Отец назовёт детей «невежественный сын» и «невоспитанная дочь», хотя душу его переполняет гордость и нежность.
Никогда не забуду, как я впервые увидела поцелуй мужчины и женщины. Это было, когда я приплыла из Японии и ехала на поезде через всю Америку. Место подле меня занимала молодая дама, очень нарядная, кроткая и даже робкая. Она недавно вышла замуж и сейчас возвращалась домой после первого визита к родителям. Меня привлекло её непринуждённое, однако скромное поведение, и я размышляла, в чём я могла бы брать с неё пример. Однажды утром я отметила, что она оделась наряднее обычного, и поняла, что её путешествие близится к завершению. Наконец поезд замедлил ход, и моя попутчица с живым интересом выглянула в окно. Едва поезд остановился, как в вагон вбежал молодой человек, заключил скромную и милую молодую даму в объятия и расцеловал. А она явно не возражала, лишь, зардевшись, залилась смехом; наконец оба вышли из вагона. Не могу передать, что я тогда чувствовала, но невольно вспоминаю, что сказала мне матушка перед моим отъездом в Америку: «Я слышала, дочь моя, что у иноземцев заведено облизывать друг друга, подобно собакам».
В матушкиных словах не было упрёка, только изумление.

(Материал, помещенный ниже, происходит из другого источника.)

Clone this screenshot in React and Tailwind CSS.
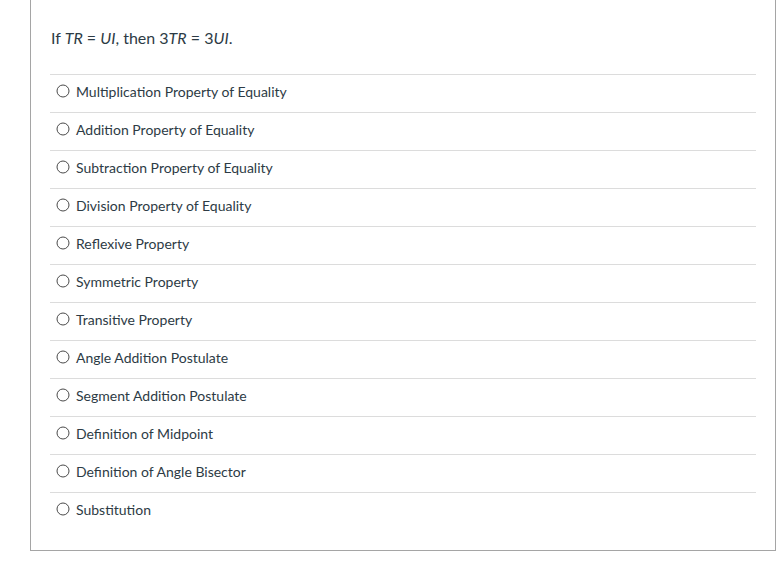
import React from 'react';

const OPTIONS = [
  'Multiplication Property of Equality',
  'Addition Property of Equality',
  'Subtraction Property of Equality',
  'Division Property of Equality',
  'Reflexive Property',
  'Symmetric Property',
  'Transitive Property',
  'Angle Addition Postulate',
  'Segment Addition Postulate',
  'Definition of Midpoint',
  'Definition of Angle Bisector',
  'Substitution',
];

function Radio() {
  return (
    <svg width="14" height="14" viewBox="0 0 14 14" className="shrink-0">
      <circle cx="7" cy="7" r="6" fill="white" stroke="#4a4a4a" strokeWidth="1" />
    </svg>
  );
}

export default function App() {
  return (
    <div className="w-[783px] h-[565px] bg-white font-['Lato','Noto_Sans',sans-serif] text-[#2d3b45]">
      <div className="ml-[30px] w-[746px] h-[551px] border-l border-r border-b border-[#a5a5a5]">
        <div className="pl-[20px] pt-[26px] text-[16px] leading-[24px]">
          If <i>TR</i> = <i>UI</i>, then 3<i>TR</i> = 3<i>UI</i>.
        </div>
        <ul className="mx-[19px] mt-[24px]">
          {OPTIONS.map(o => (
            <li key={o} className="h-[38px] border-t border-[#dcdcdc] flex items-center gap-[6px] pl-[6px] pb-[5px] text-[14px]">
              <Radio />
              <span>{o}</span>
            </li>
          ))}
        </ul>
      </div>
    </div>
  );
}
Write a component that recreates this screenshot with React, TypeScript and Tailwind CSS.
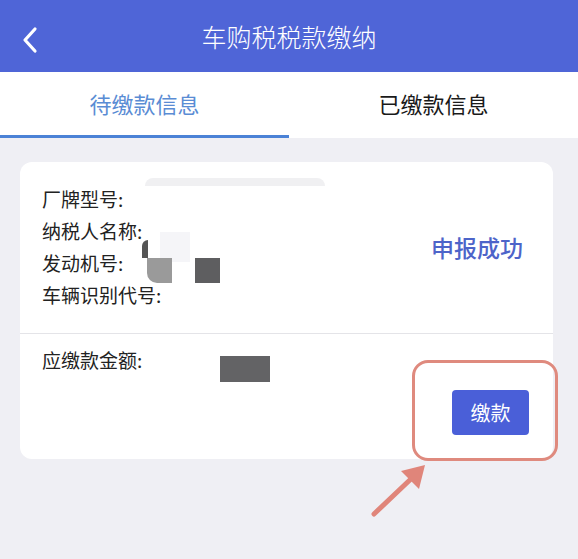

И я повторяю их для того лишь, чтоб показать, до чего непривычным порой кажется иностранцу чужой обычай. За годы жизни в этой стране я узнала, что американцы тоже вкладывают душу в выражение чувств, вот как японцы в поклоны. Теперь-то я понимаю, что поцелуй выражает и благодарность, и доброту, и дружбу, и любовь — благоговейный шёпот от сердца к сердцу.
Мацуо был очень привязан к матушке и часто, получив новую партию товаров из Японии, выбирал самую красивую или подходящую вещицу и дарил ей. Как-то раз он принёс ей лакированную шкатулочку, похожую на коробочки для лекарств, которые японцы в древности носили на поясе. Снаружи шкатулочка была размечена линиями, соответствующими внутренним отделениям, но когда я её открыла, обнаружила вместо нескольких отделений всего два, для игральных карт. Лак был скверный, работа грубая, но сама мысль оригинальная — изготовить шкатулочку для средств развлечения в виде коробочки для лекарства от боли.
— Какие же американцы изобретательные! — воскликнула я. — Вот не думала, что эту шкатулку сделали здесь.
Мацуо перевернул её: на донышке обнаружился ярлычок «сделано в Японии».
Через несколько дней я заглянула в лавку к Мацуо, и он показал мне, что целые полки уставлены товарами, которые называют японскими, однако любой обитатель Японии изумился бы, увидев эти странные европейские штучки. На всех стояли ярлыки «сделано в Японии». Мацуо пояснил, что придумывают их американцы — так, чтобы товары пригодились в Америке, — а изготавливают на японских фабриках и сразу же отправляют в Америку; в Японии подобное не продают. Меня это смутило, Мацуо только пожал плечами.